(Data listing)
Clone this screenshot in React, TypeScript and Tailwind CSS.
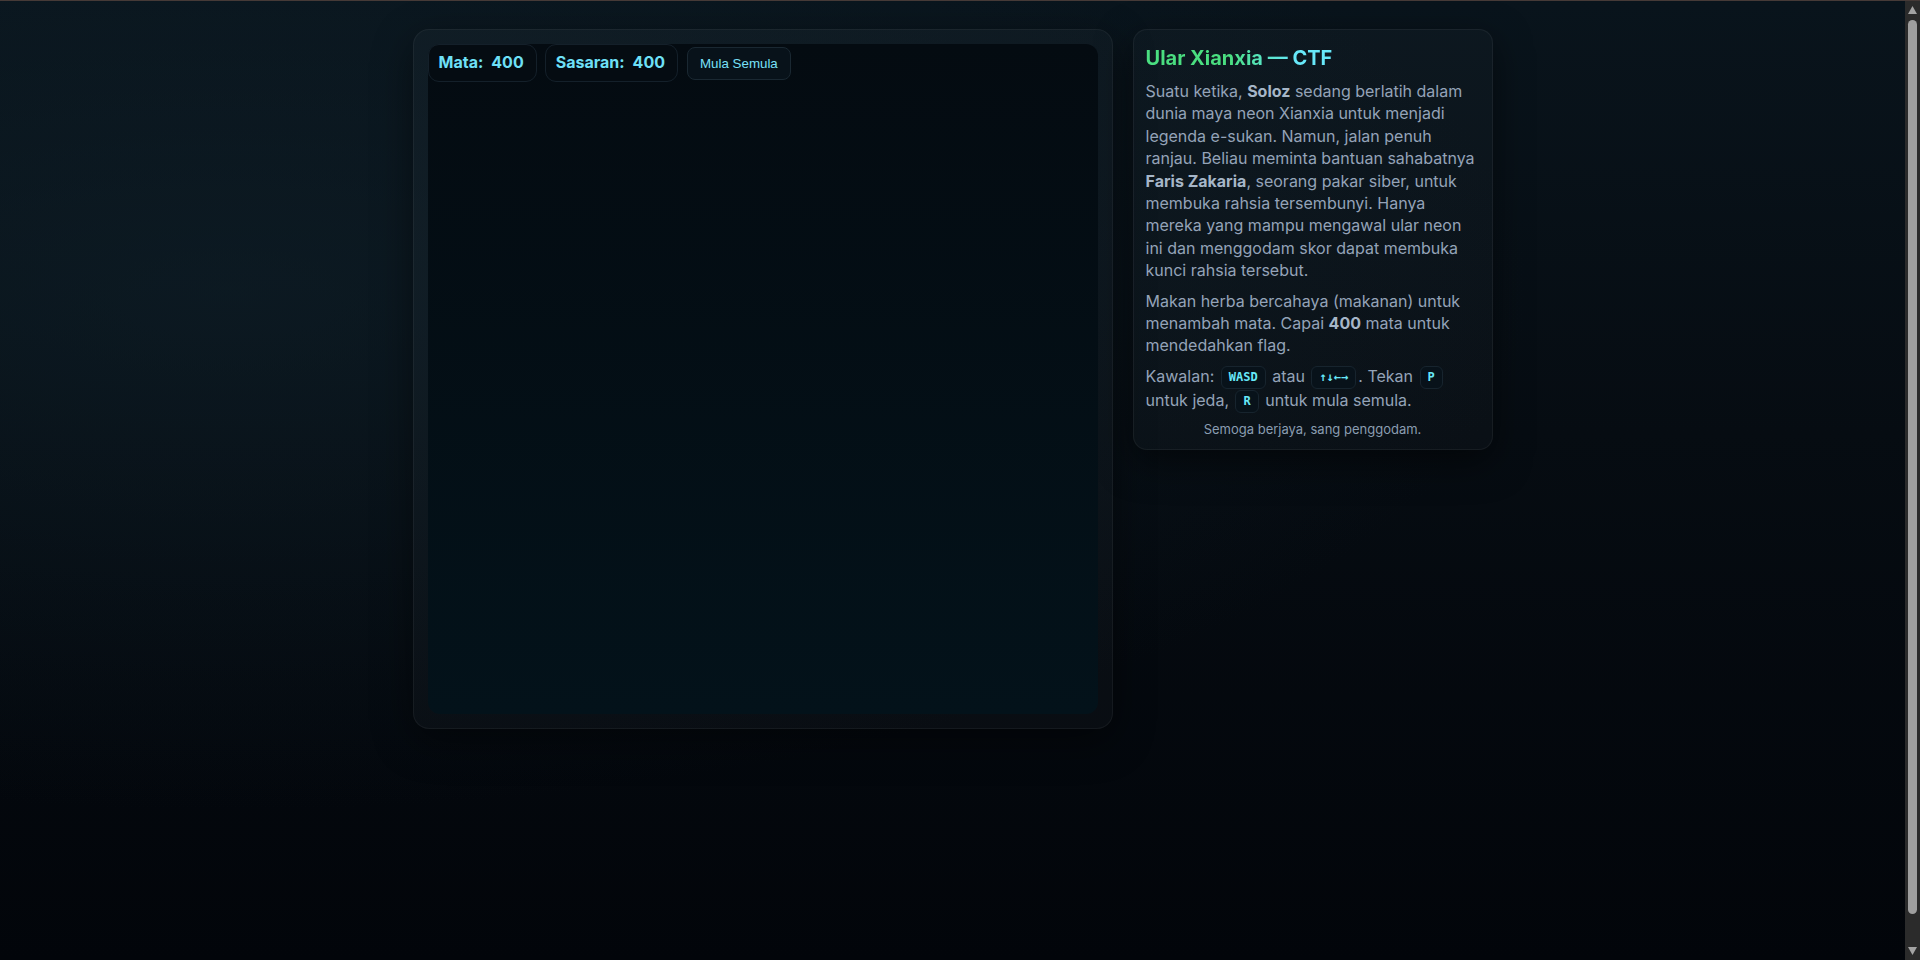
import type { ReactNode } from "react";

const TARGET = 400;

function Stat({ label, value }: { label: string; value: number }) {
	return (
		<div className="flex items-center gap-2 rounded-[11px] border border-[#14202a] bg-[#050c12] pt-[5px] pr-3 pb-[7px] pl-2.5 text-base leading-6 font-bold text-[#6ee0f7]">
			<span>{label}</span>
			<span>{value}</span>
		</div>
	);
}

function Key({ children }: { children: ReactNode }) {
	return (
		<kbd className="mx-[2px] inline-block rounded-md border border-[#17242e] bg-[#08121a] px-[7px] py-[3px] align-[1px] font-['DejaVu_Sans_Mono',monospace] text-[12px] leading-[15px] font-bold text-[#67e8f9]">
			{children}
		</kbd>
	);
}

function Board() {
	return (
		<section className="w-[700px] shrink-0 rounded-2xl border border-white/[0.05] bg-white/[0.025] p-3.5 shadow-[0_12px_40px_rgba(0,0,0,0.45)]">
			<div className="relative h-[670px] w-[670px] rounded-xl bg-[linear-gradient(180deg,#040b11_0%,#03121a_100%)]">
				<div className="absolute top-0 left-0 flex items-center gap-2">
					<Stat label="Mata:" value={TARGET} />
					<Stat label="Sasaran:" value={TARGET} />
					<button className="ml-px rounded-lg border border-[#1a2832] bg-[#08121a] px-3 py-2 font-['Liberation_Sans',Arial,sans-serif] text-[13.33px] leading-[15px] text-[#78e0f8]">
						Mula Semula
					</button>
				</div>
			</div>
		</section>
	);
}

function Story() {
	return (
		<aside className="w-[360px] shrink-0 self-start rounded-[14px] border border-white/[0.05] bg-white/[0.02] px-3 pt-[14px] pb-[11px] text-base leading-[1.4] text-[#94a3b8] shadow-[0_12px_36px_rgba(0,0,0,0.5)]">
			<h2 className="mb-2 inline-block bg-linear-to-r from-[#4ade80] from-45% to-[#67e8f9] to-80% bg-clip-text text-xl leading-7 font-bold text-transparent">
				Ular Xianxia — CTF
			</h2>
			<p>
				Suatu ketika, <strong className="text-[#a6b6c8]">Soloz</strong> sedang berlatih dalam dunia
				maya neon Xianxia untuk menjadi legenda e-sukan. Namun, jalan penuh ranjau. Beliau meminta
				bantuan sahabatnya <strong className="text-[#a6b6c8]">Faris Zakaria</strong>, seorang pakar
				siber, untuk membuka rahsia tersembunyi. Hanya mereka yang mampu mengawal ular neon ini dan
				menggodam skor dapat membuka kunci rahsia tersebut.
			</p>
			<p className="mt-2">
				Makan herba bercahaya (makanan) untuk menambah mata. Capai{" "}
				<strong className="text-[#a6b6c8]">{TARGET}</strong> mata untuk mendedahkan flag.
			</p>
			<p className="mt-2">
				Kawalan: <Key>WASD</Key> atau <Key>↑↓←→</Key>. Tekan <Key>P</Key> untuk jeda, <Key>R</Key>{" "}
				untuk mula semula.
			</p>
			<p className="mt-[7px] text-center text-[13px] leading-[18px] text-[#8a9db1]">
				Semoga berjaya, sang penggodam.
			</p>
		</aside>
	);
}

// classic window scrollbar down the right edge
function Scrollbar() {
	return (
		<div className="flex w-[15px] shrink-0 flex-col items-center bg-[#2b2b2b] pt-[5px] pb-[5px]">
			<svg width="9" height="8" viewBox="0 0 9 8" className="shrink-0">
				<polygon points="4.5,0 9,8 0,8" fill="#a3a3a3" />
			</svg>
			<div className="mt-[6px] mb-[33px] w-[9px] flex-1 rounded-full bg-[#9f9f9f]" />
			<svg width="9" height="8" viewBox="0 0 9 8" className="shrink-0">
				<polygon points="0,0 9,0 4.5,8" fill="#a3a3a3" />
			</svg>
		</div>
	);
}

export default function App() {
	return (
		<div className="flex h-screen flex-col overflow-hidden border-t border-[#463a37] bg-[#03060a] font-['Inter','Noto_Sans',sans-serif]">
			<div className="flex min-h-0 flex-1">
				<div className="flex-1 bg-[image:radial-gradient(ellipse_at_12%_30%,rgba(16,34,44,0.55)_0%,transparent_55%),linear-gradient(180deg,#09141c_0%,#060c12_45%,#02050a_100%)]">
					<main className="mx-auto flex w-[1080px] items-start gap-5 pt-7">
						<Board />
						<Story />
					</main>
				</div>
				<Scrollbar />
			</div>
		</div>
	);
}
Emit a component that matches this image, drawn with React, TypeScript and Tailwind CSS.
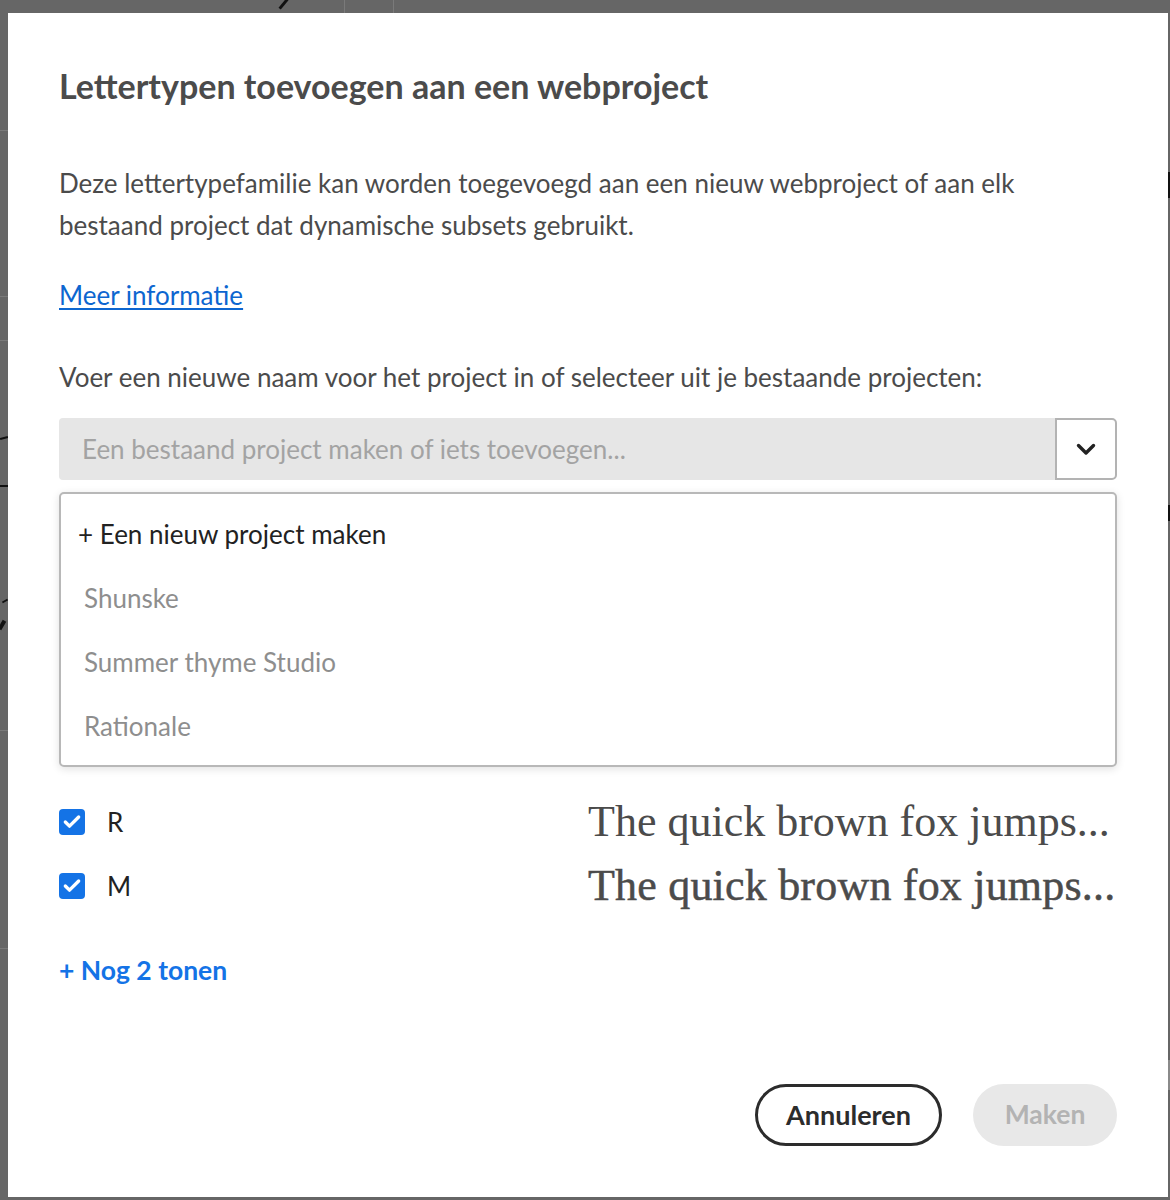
import { Check } from 'lucide-react'

const PROJECTS = ['Shunske', 'Summer thyme Studio', 'Rationale']

const WEIGHTS = [
    { label: 'R', extra: '' },
    { label: 'M', extra: 'tracking-[0.2px] [-webkit-text-stroke:0.5px_#4b4b4b]' },
]

function Backdrop() {
    return (
        <>
            {/* bits of the page behind the dialog */}
            <div className="absolute left-[282px] top-[-2px] w-[3px] h-[12px] bg-[#111] rotate-[40deg]" />
            <div className="absolute left-[344px] top-0 w-px h-[13px] bg-[#7a7a7a]" />
            <div className="absolute left-[393px] top-0 w-px h-[13px] bg-[#7a7a7a]" />
            <div className="absolute left-0 top-[130px] w-[8px] h-px bg-[#7a7a7a]" />
            <div className="absolute left-0 top-[296px] w-[8px] h-px bg-[#7a7a7a]" />
            <div className="absolute left-0 top-[340px] w-[8px] h-px bg-[#7a7a7a]" />
            <div className="absolute left-0 top-[730px] w-[8px] h-px bg-[#7a7a7a]" />
            <div className="absolute left-0 top-[948px] w-[8px] h-px bg-[#7a7a7a]" />
            <div className="absolute left-0 top-[437px] w-[8px] h-[2px] bg-[#111] rotate-[-15deg]" />
            <div className="absolute left-0 top-[485px] w-[8px] h-[2px] bg-[#111]" />
            <div className="absolute left-[2px] top-[600px] w-[6px] h-[2px] bg-[#111] rotate-[-30deg]" />
            <div className="absolute left-0 top-[620px] w-[4px] h-[10px] bg-[#111] rotate-[30deg]" />
            <div className="absolute right-0 top-[172px] w-[2px] h-[26px] bg-[#111]" />
            <div className="absolute right-0 top-[505px] w-[2px] h-[16px] bg-[#111]" />
            <div className="absolute right-0 top-[1060px] w-[2px] h-[30px] bg-[#8a8a8a]" />
        </>
    )
}

export default function App() {
    return (
        <div className="relative w-[1170px] h-[1200px] bg-[#666666] overflow-hidden pt-[13px] pl-[8px] font-['Lato',sans-serif]">
            <Backdrop />

            <div className="relative flex flex-col w-[1160px] h-[1184px] bg-white px-[51px] pt-[53px] pb-[51px] text-[#4b4b4b]">
                {/* Title */}
                <h1 className="text-[34px] leading-[40px] font-bold text-[#4b4b4b] whitespace-nowrap">
                    Lettertypen toevoegen aan een webproject
                </h1>

                {/* Intro */}
                <p className="mt-[56px] text-[26px] leading-[42px] whitespace-nowrap">
                    Deze lettertypefamilie kan worden toegevoegd aan een nieuw webproject of aan elk
                    <br />
                    bestaand project dat dynamische subsets gebruikt.
                </p>

                <a href="#" className="mt-[28px] self-start text-[26px] leading-[42px] text-[#0d66d0] underline underline-offset-[3px]">
                    Meer informatie
                </a>

                <p className="mt-[40px] text-[26px] leading-[42px] whitespace-nowrap">
                    Voer een nieuwe naam voor het project in of selecteer uit je bestaande projecten:
                </p>

                {/* Combobox */}
                <div className="mt-[20px] flex h-[62px]">
                    <div className="flex-1 flex items-center pl-[23px] bg-[#e6e6e6] rounded-l-[4px] text-[26px] text-[#a3a3a3]">
                        Een bestaand project maken of iets toevoegen...
                    </div>
                    <button className="w-[62px] flex items-center justify-center bg-white border-2 border-[#b3b3b3] rounded-r-[5px]">
                        <svg width="20" height="13" viewBox="0 0 20 13" fill="none">
                            <polyline points="2.5,2.5 10,10 17.5,2.5" stroke="#222" strokeWidth="3.4" strokeLinecap="round" strokeLinejoin="round" />
                        </svg>
                    </button>
                </div>

                {/* Menu */}
                <ul className="mt-[12px] pt-[8px] pb-[7px] border-2 border-[#b8b8b8] rounded-[5px] shadow-[0_2px_8px_rgba(0,0,0,0.12)] bg-white">
                    <li className="h-[64px] flex items-center pl-[17px] text-[26px] text-[#222]">
                        + Een nieuw project maken
                    </li>
                    {PROJECTS.map((p) => (
                        <li key={p} className="h-[64px] flex items-center pl-[23px] text-[26px] text-[#8e8e8e]">
                            {p}
                        </li>
                    ))}
                </ul>

                {/* Weights */}
                <div className="mt-[23px]">
                    {WEIGHTS.map((w) => (
                        <div key={w.label} className="h-[64px] grid grid-cols-[529px_1fr] items-center">
                            <div className="flex items-center">
                                <span className="w-[26px] h-[26px] rounded-[4px] bg-[#1473e6] flex items-center justify-center">
                                    <Check size={20} strokeWidth={4} className="text-white" />
                                </span>
                                <span className="ml-[22px] text-[26px] text-[#222]">{w.label}</span>
                            </div>
                            <span className={`font-['Liberation_Serif',serif] text-[44px] leading-[64px] text-[#4b4b4b] whitespace-nowrap ${w.extra}`}>
                                The quick brown fox jumps...
                            </span>
                        </div>
                    ))}
                </div>

                <button className="mt-[32px] self-start text-[26.5px] leading-[40px] font-bold text-[#1473e6]">
                    + Nog 2 tonen
                </button>

                {/* Footer */}
                <div className="mt-auto flex justify-end gap-[31px]">
                    <button className="h-[62px] w-[187px] rounded-full border-[3px] border-[#2c2c2c] text-[27px] font-bold text-[#2c2c2c]">
                        Annuleren
                    </button>
                    <button className="h-[62px] w-[144px] rounded-full bg-[#e8e8e8] text-[26.5px] font-bold text-[#b3b3b3]">
                        Maken
                    </button>
                </div>
            </div>
        </div>
    )
}
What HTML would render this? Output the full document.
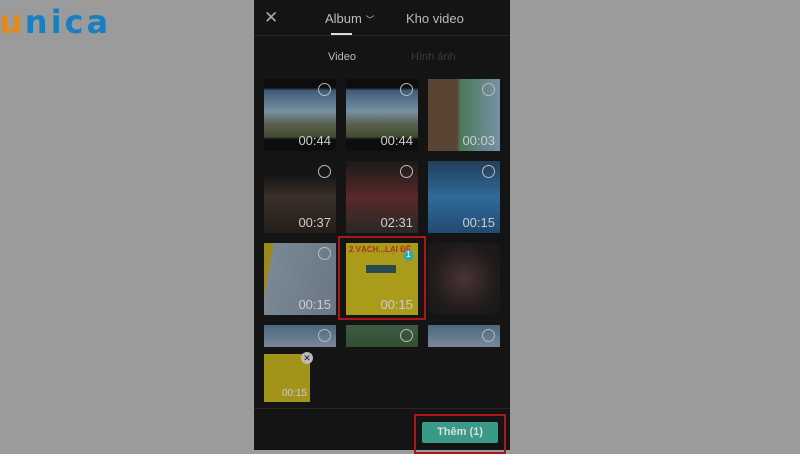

* _TASK PROMPT_
Copy every line of the listing where the word "TypeScript" appears.

* _ANSWER TO THE EXERCISE_
Clone this screenshot in React, TypeScript and Tailwind CSS.
Emit a component that matches this image, drawn with React, TypeScript and Tailwind CSS.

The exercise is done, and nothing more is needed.